The valve and box: a smaller, common job
If a hookup already exists and the valves are old, stuck, or weeping, replacing the washing machine valve or the whole outlet box runs $150 – $400. The recessed box holds the hot and cold shutoffs and the drain receptacle, and the valves are the parts most likely to fail, especially old multi-turn gate valves that no longer close fully.
Upgrading to a single-lever box that shuts both supplies at once is a worthwhile move during a valve replacement: one flip closes hot and cold, which makes it easy to shut the water off when the machine is idle. That habit, plus braided hoses, is low-cost insurance against the failure mode that floods laundry rooms.
Burst-hose prevention: braided lines
A washing machine sits under full house pressure every minute the supply valves are open, and the old black rubber fill hoses are the classic failure point. When one lets go, it dumps water at full flow until someone notices, which is how a $20 hose becomes a five-figure flood. Replacing rubber hoses with braided stainless steel lines is the single most effective prevention there is.
Pair the braided hoses with a single-lever box and the habit of closing the valves when you are away for more than a day. If you have an old standpipe or a drain that is slow, our guide to a washing machine that will not drain covers the drain side, since a clogged standpipe causes its own overflow separate from a supply burst.
Upper floors need a pan and a drain
A washer over finished living space changes the calculus. A leak or an overflow on a second-floor laundry does not stop at the floor; it lands in the ceiling below. Code in many areas requires a drain pan under the machine, piped to a drain, so a slow leak or an overflow has somewhere to go besides the subfloor: $150 – $500 added to the job.

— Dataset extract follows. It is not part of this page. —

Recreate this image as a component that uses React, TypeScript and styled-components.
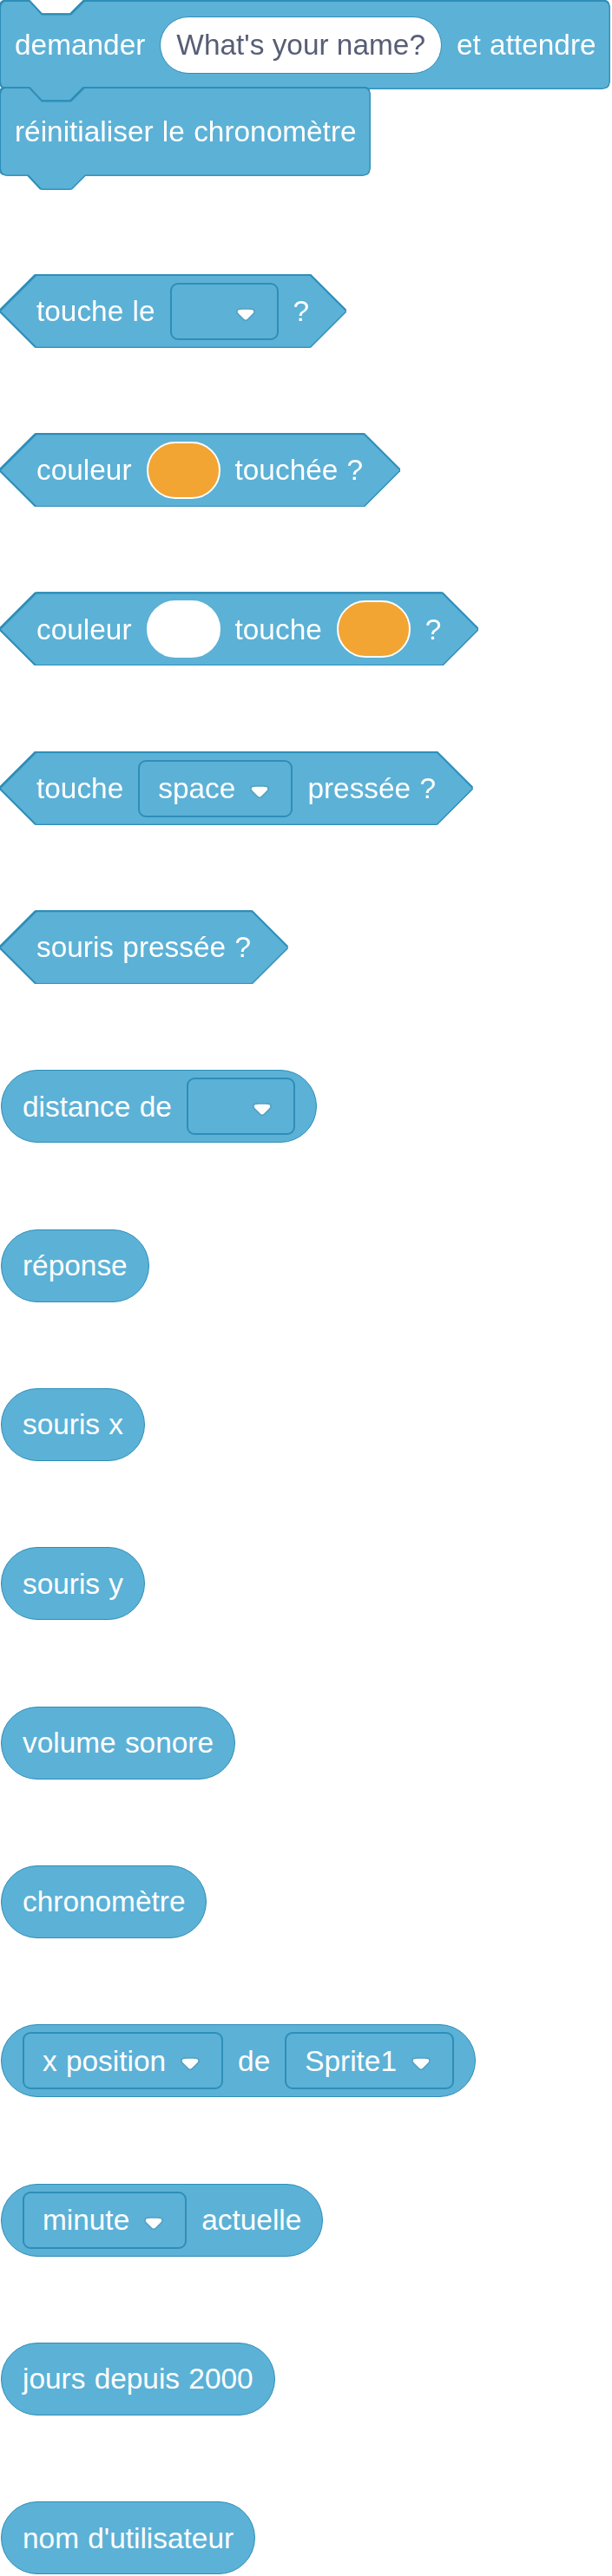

The pan does not prevent the leak; it buys you time and routes the water safely while you are out. On an upper floor, it is not optional insurance, it is the difference between a wet pan and a ruined ceiling. A standpipe that drains slowly is the other upper-floor risk, since a backed-up standpipe overflows onto the same vulnerable floor.
The dryer side is electrical or gas
A dryer is not a plumbing connection. An electric dryer needs a 240-volt outlet, which is an electrician's job if one is not already present, and every dryer needs a vent duct run to the outside. Neither of those rides on the washer plumbing quote, so a true "washer and dryer hookup" can involve a plumber and an electrician.
A gas dryer adds a gas line to the picture, and that is its own scope. Running or extending a gas line to reach a dryer is priced separately, and our gas line installation cost page covers what that run involves. When you budget a full laundry hookup, count the washer plumbing, the dryer power or gas, and the vent as three distinct line items rather than one.